The United States released its ISM Manufacturing Index for the month of February coming in at 48.3 higher than the projected reading of 48.0 and lower than the prior reading of 50.7.

The reading below 50 is definitely a negative sing for the manufacturing sector in the U.S. economy as it indicates that more and more firms are contracting rather than expanding. Only seven of eighteen industries were growing in February.

New orders index fell to 49.1 in February from 49.5 in January. The Production index witnessed a sharp drop to 50.7 from 55.2 while supplier deliveries declined to 50.1 from 52.8. Inventories plunged to 45.4 this month from 49.1 the prior month. New export orders fell to 56.0 from 58.5 and imports slipped to 47.5 from 52.5 as well.

Also the Commerce Department reported that Construction Spending for the month of January was came in at -1.7% lower than both the expected reading of -0.7% and previous reading of -1.1%.

Projects on private residential construction kept on tumbling as the cancer infecting the heart of the U.S. still feeds on the economy. The annual reading showed that the construction spending was down 3.3% in January.

Spending slowed on hotels, roads and communication facilities as it seems like banks have raised standards for commercial loans. Private sector construction spending fell by 2.2% in January compared to the previous fall of 1.3% in December; while public or government construction spending decreased 0.2%. Federal government construction rose 4.2% and local spending dropped 0.5%.

Tomorrow is a fundamental free calendar for the U.S. but the ADP employment reading will be out in two days time and many see it as an indicator for the big Jobs Report to come at the end of the week. The Employment sub-index in the ISM report showed that employment fell in the manufacturing sector to 46.0 from 47.1 assuring expectations of 15,000 in the ADP employment Change this month.

With the bad outlook for the U.S. dollar and the sluggish growth expected by the Fed's in the U.S. it was just a matter of time before we witness new record highs. The Euro soared against the dollar to reach an all time high of 1.5273. Among the passengers of the upside journey came all primary commodities where oil leaped to record an all time high of $103.51 per barrel as gold breached the $991.00 per ounce level and silver hit a high of $20.58.

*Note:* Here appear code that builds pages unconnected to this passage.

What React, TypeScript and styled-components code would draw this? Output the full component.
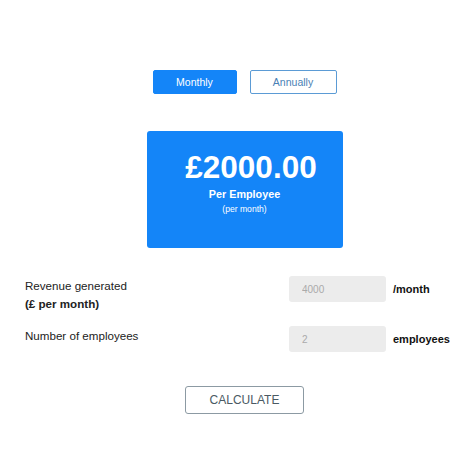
import { useState } from 'react';
import styled, { createGlobalStyle } from 'styled-components';

const GlobalStyle = createGlobalStyle`
  html, body {
    margin: 0;
    padding: 0;
    background: #ffffff;
    font-family: "Liberation Sans", Arial, sans-serif;
  }
`;

const Page = styled.div`
  width: 474px;
  height: 474px;
  box-sizing: border-box;
  padding: 70px 10px 0 25px;
  display: flex;
  flex-direction: column;
`;

const Toggle = styled.div`
  display: flex;
  justify-content: center;
  gap: 13px;
`;

interface TabProps {
  active?: boolean;
}

const Tab = styled.button<TabProps>`
  width: ${(props) => (props.active ? '84px' : '87px')};
  height: 24px;
  box-sizing: border-box;
  border-radius: 2px;
  font-family: "Liberation Sans", Arial, sans-serif;
  font-size: 10.5px;
  cursor: pointer;
  border: 1px solid ${(props) => (props.active ? '#1485f8' : '#5b9bd5')};
  background: ${(props) => (props.active ? '#1485f8' : '#ffffff')};
  color: ${(props) => (props.active ? '#ffffff' : '#4a7fb5')};
`;

const PriceCard = styled.div`
  align-self: center;
  margin-top: 37px;
  width: 196px;
  height: 117px;
  box-sizing: border-box;
  border-radius: 3px;
  background: #1485f8;
  color: #ffffff;
  display: flex;
  flex-direction: column;
  align-items: center;
  padding-top: 17px;
`;

const Price = styled.div`
  font-size: 31.5px;
  font-weight: bold;
  line-height: 38px;
  padding-left: 13px;
`;

const PriceLabel = styled.div`
  font-size: 10.8px;
  font-weight: bold;
  line-height: 15px;
  margin-top: 1px;
`;

const PriceSub = styled.div`
  font-size: 8.6px;
  line-height: 12px;
  margin-top: 1px;
`;

const Form = styled.div`
  margin-top: 28px;
  display: flex;
  flex-direction: column;
  gap: 13px;
`;

const Row = styled.div`
  display: flex;
  align-items: flex-start;
`;

const Label = styled.div`
  flex: 1;
  font-size: 11.6px;
  line-height: 18px;
  color: #222222;
  padding-top: 1px;
`;

const Strong = styled.div`
  font-weight: bold;
`;

const Input = styled.input`
  width: 97px;
  height: 26px;
  box-sizing: border-box;
  border: none;
  border-radius: 3px;
  background: #ececec;
  padding: 0 13px;
  font-family: "Liberation Sans", Arial, sans-serif;
  font-size: 10px;
  color: #999999;
  outline: none;
  &::placeholder {
    color: #aaaaaa;
  }
`;

const Unit = styled.div`
  width: 78px;
  padding-left: 7px;
  box-sizing: border-box;
  font-size: 11px;
  font-weight: bold;
  line-height: 26px;
  color: #111111;
`;

const Calculate = styled.button`
  align-self: center;
  margin-top: 34px;
  width: 119px;
  height: 28px;
  box-sizing: border-box;
  border: 1px solid #8c9aa3;
  border-radius: 3px;
  background: #ffffff;
  font-family: "Liberation Sans", Arial, sans-serif;
  font-size: 12px;
  color: #4a5a63;
  cursor: pointer;
`;

export default function App() {
  const [period, setPeriod] = useState<'monthly' | 'annually'>('monthly');
  return (
    <>
      <GlobalStyle />
      <Page>
        <Toggle>
          <Tab active={period === 'monthly'} onClick={() => setPeriod('monthly')}>Monthly</Tab>
          <Tab active={period === 'annually'} onClick={() => setPeriod('annually')}>Annually</Tab>
        </Toggle>
        <PriceCard>
          <Price>£2000.00</Price>
          <PriceLabel>Per Employee</PriceLabel>
          <PriceSub>(per month)</PriceSub>
        </PriceCard>
        <Form>
          <Row>
            <Label>
              Revenue generated
              <Strong>(£ per month)</Strong>
            </Label>
            <Input placeholder='4000' />
            <Unit>/month</Unit>
          </Row>
          <Row>
            <Label>Number of employees</Label>
            <Input placeholder='2' />
            <Unit>employees</Unit>
          </Row>
        </Form>
        <Calculate>CALCULATE</Calculate>
      </Page>
    </>
  );
}
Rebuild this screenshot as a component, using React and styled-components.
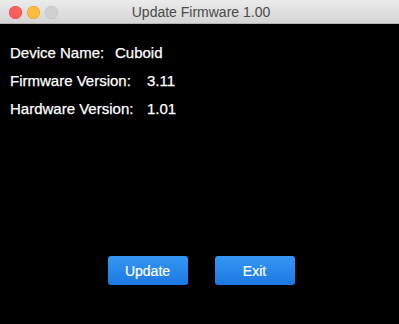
import React from "react";
import styled, { createGlobalStyle } from "styled-components";

const Global = createGlobalStyle`
  html, body { margin: 0; padding: 0; background: #000; }
  body { font-family: "Liberation Sans", Arial, sans-serif; }
`;

const Window = styled.div`
  width: 399px;
  height: 324px;
  display: flex;
  flex-direction: column;
  background: #000;
  overflow: hidden;
`;

const TitleBar = styled.div`
  position: relative;
  height: 24px;
  flex: none;
  display: flex;
  align-items: center;
  justify-content: center;
  background: linear-gradient(#ebebeb, #d5d5d5);
  border-bottom: 1px solid #b4b4b4;
  box-sizing: border-box;
`;

const Lights = styled.div`
  position: absolute;
  left: 9px;
  top: 6px;
  display: flex;
  gap: 5px;
`;

const Light = styled.span`
  width: 13px;
  height: 13px;
  border-radius: 50%;
  background: ${(p) => p.$c};
  box-shadow: inset 0 0 0 0.5px ${(p) => p.$b};
`;

const Title = styled.div`
  font-size: 14px;
  color: #4a4a4a;
  margin-left: 3px;
`;

const Body = styled.div`
  flex: 1;
  display: flex;
  flex-direction: column;
  padding: 20px 10px 0 10px;
`;

const Row = styled.div`
  display: flex;
  align-items: baseline;
  height: 28px;
  color: #fff;
  font-size: 15px;
  -webkit-text-stroke: 0.25px #fff;
`;

const Label = styled.span`
  width: ${(p) => p.$w}px;
`;

const Buttons = styled.div`
  margin-top: auto;
  margin-bottom: 39px;
  display: flex;
  justify-content: center;
  gap: 27px;
  padding-left: 3px;
`;

const Button = styled.button`
  width: 80px;
  height: 29px;
  border: none;
  border-radius: 3px;
  background: linear-gradient(#3397f3, #1c78e3);
  color: #fff;
  font-family: "Liberation Sans", Arial, sans-serif;
  font-size: 14px;
  -webkit-text-stroke: 0.2px #fff;
  padding: 0;
`;

export default function App() {
  return (
    <>
      <Global />
      <Window>
        <TitleBar>
          <Lights>
            <Light $c="#fc605c" $b="#de4a45" />
            <Light $c="#fdbc40" $b="#de9f2d" />
            <Light $c="#d0d0d0" $b="#bdbdbd" />
          </Lights>
          <Title>Update Firmware 1.00</Title>
        </TitleBar>
        <Body>
          <Row>
            <Label $w={105}>Device Name:</Label>
            <span>Cuboid</span>
          </Row>
          <Row>
            <Label $w={137}>Firmware Version:</Label>
            <span>3.11</span>
          </Row>
          <Row>
            <Label $w={137}>Hardware Version:</Label>
            <span>1.01</span>
          </Row>
          <Buttons>
            <Button>Update</Button>
            <Button>Exit</Button>
          </Buttons>
        </Body>
      </Window>
    </>
  );
}
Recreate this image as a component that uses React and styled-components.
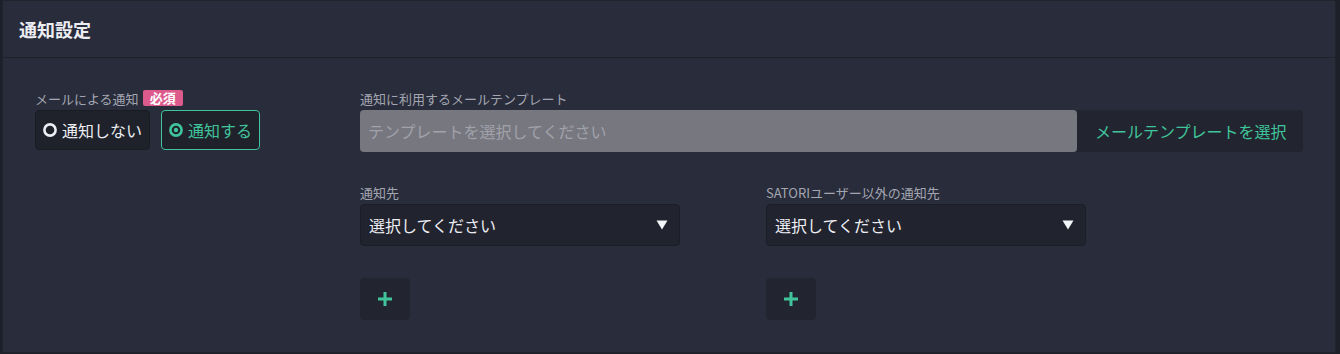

Investor's risk appetite was also hit causing them to engage in the unwinding of carry trades and get rid of much riskier assets. Although the Yen lost some ground against the greenback to bounce back to the 103.40s level, the dollar weakness and risk aversion gave it enough strength to drag the USD/JPY pair to record a low of 102.60.

Well dear reader, maybe the miracle is no where close to the greenback as Fed members' statements are now being assured and the strong dollar policy is not put into affect! A potential rate cut is still on the way and a shed of 50 basis points is locked in the markets but the thing is…are we in for a surprise?!